The success with language is what gives us pause now. Human language, which we thought a confusing mess, seems to have enormous redundancy and structure too. Their success is contingent on the kind of complexity found in real-world data being rich in patterns, not arbitrary and entirely random.
This also means that something which learnt to use language also learnt the types of language that’s mostly used, i.e., language not in a platonic sense but actually communicate whatever is asked.
V. Uncertainty
If you think of a deep learning neural net as a store of patterns emergent from training, not just from the data but from the derivation of the data, some even invisible to us, what does that tell you? There is a combinatorially explosive number of patterns it can learn.
This was Hector Levesque’s old worry: statistical learning can look like understanding long before we know whether it has actually learned the causal structure underneath.
What Douglas Adams wrote about tautologies comes to mind here:
“a tautology is something that if it means nothing, not only that no information has gone into it but that no consequence has come out of it”
The way we train these models is also a strange kind of tautology. Training looks circular, but the circle is not empty because the data contains structure, and the model architecture, objective, and representational constraints decide which structures can come out. The question is not only whether the model has compressed the world.

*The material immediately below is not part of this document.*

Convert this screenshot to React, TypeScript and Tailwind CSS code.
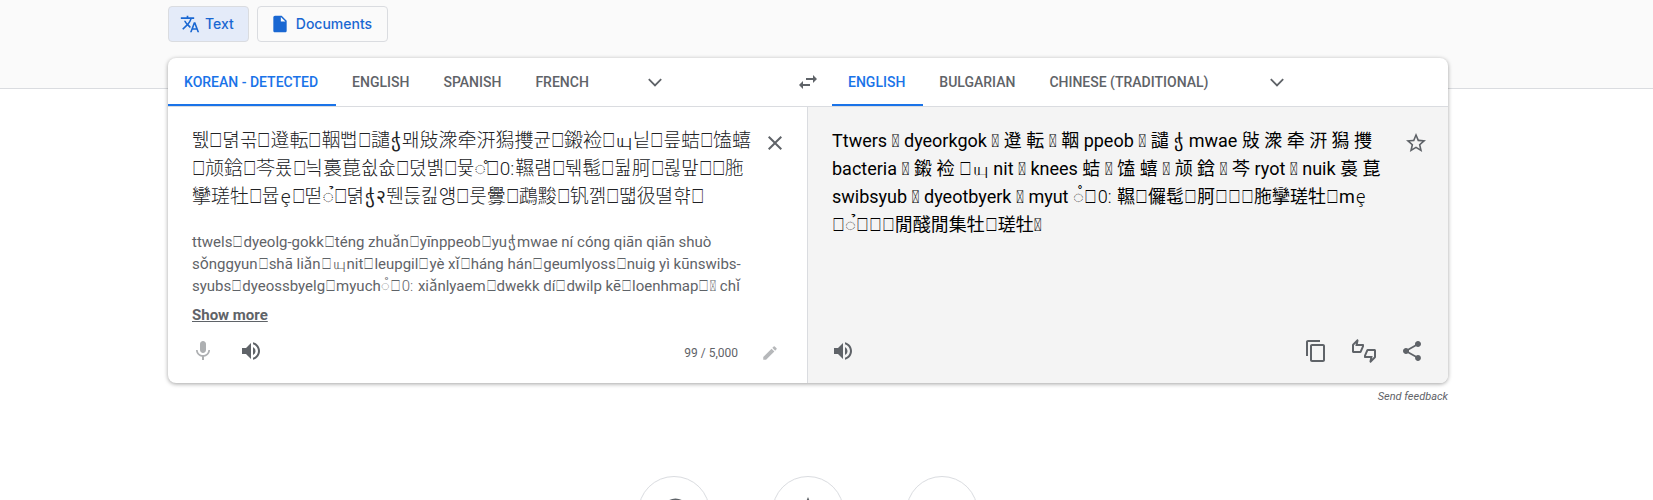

The question is which compression it found.
Artificial life had evolution, but not enough world. Modern AI has world, at least enough of it, but no directed evolution. Maybe the next attempt at creating life comes from putting those two failures together. As with many essays the Hegelian synthesis points a way forward.
So if we can make a model act as a learned physics engine, a dense, lossy encoding of language, code, images, culture, and bits of the real world, maybe evolution can then operate inside that substrate: making small variants, testing them, killing the expensive ones, preserving the useful ones, letting specialists emerge, letting them merge, and so on?
That was my conjecture. So I tried to test it with Evolora. Freeze a whole model as the world and let small LoRA adapters live inside it as organisms or organelles. Charge them energy for tokens, pay them for useful behavior, let bankruptcy mean death, profit mean reproduction, and successful adapters merge into offspring. I built it as a semantic Game of Life.
It is still at fun-toy stage and enormously fun. The tasks are constrained, the environment is constrained too. Open-endedness is yet to be fully proven at a large scale. But there are already little signs of life in the quasi-life sense: niches, mergers, energy pressure, specialists, routing, small colonies, places where an evolutionary portfolio seems more robust out of distribution than a single trained adapter.
Is this the future of artificial life? Would we be able to combine the best aspects of learning from arbitrary data and creating complexity from repetitive rule application? If the old dream was Talos with ichor in his veins, the new one is stranger. Maybe we have to evolve an entire ecology learning to survive inside a world we trained but do not really understand, not just one artificial creature. We have come a long way from clay, ichor, and homunculi. Not far enough to make life. But maybe far enough to build a better fake to learn from.